Equities
U.S. stocks oscillated as earnings reports continued to roll in. While Q2 results have been generally solid, guidance for 2023 has softened and forward EPS estimates have finally begun to fall – especially outside the energy sector. Growth stocks outperformed for much of the week, extending a 5-week run during which the Nasdaq 100 has beaten the S&P 500 by about 500 bps. Friday’s jobs data dealt a blow to that narrative, however, with higher rates supporting cyclicals. With indexes rising and earnings forecasts moderating, the S&P 500 P/E multiple equaled a 3-month high of 17.5x. Stocks in EM and Europe returned 0.91% and -0.87%.
Fixed income
Hawkish Fed comments on Tuesday reignited the possibility of a 75bps hike in September, pushing back against market expectations of rate cuts in 2023. Yield curve inversion continued to deepen and the 2-10 yield spread ended at -40 bps, a two-decade low.

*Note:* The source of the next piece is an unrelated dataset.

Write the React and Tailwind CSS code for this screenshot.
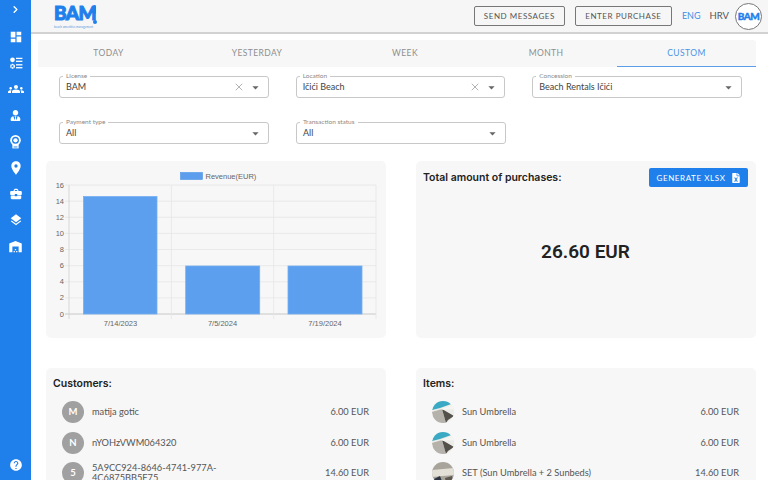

In credit, HY bond yields collapsed, and spreads continued to tighten, supported by positive equity market performance.
Commodities
WTI crude prices fell below $90/bbl for the first time since Russia’s invasion despite OPEC+ announcing only a trivial output hike, as gasoline demand data showed an unexpected softening. U.S. gasoline prices have declined for nearly 2 consecutive months, aided by both lower crude prices and tighter crack spreads (refinery margins). European natural gas sits near all-time highs amid curtailed Russian supply and sweltering heat.
Economic overview
Job growth surged 528,000 in July, over twice the expected gain, with broad-based job gains. The unemployment rate fell to 3.5% and average hourly earnings jumped 0.5% m/m (Cons 0.3%), all reinforcing the health of the labor market. Other data were also solid. The ISM manufacturing survey beat expectations in July at 52.8 while the services survey was 56.7, a solid bounce from the prior month. Factory orders for June also surprised to the upside with a 2.0% gain (Cons 1.2%) that reflects business investment spending. This week’s CPI data will be critical for Fed rate expectations. The consensus expects a 0.2% m/m gain in July, and 0.5% ex food and energy. Peak CPI may not mean a fast descent, however, and rent inflation in particular will be in focus.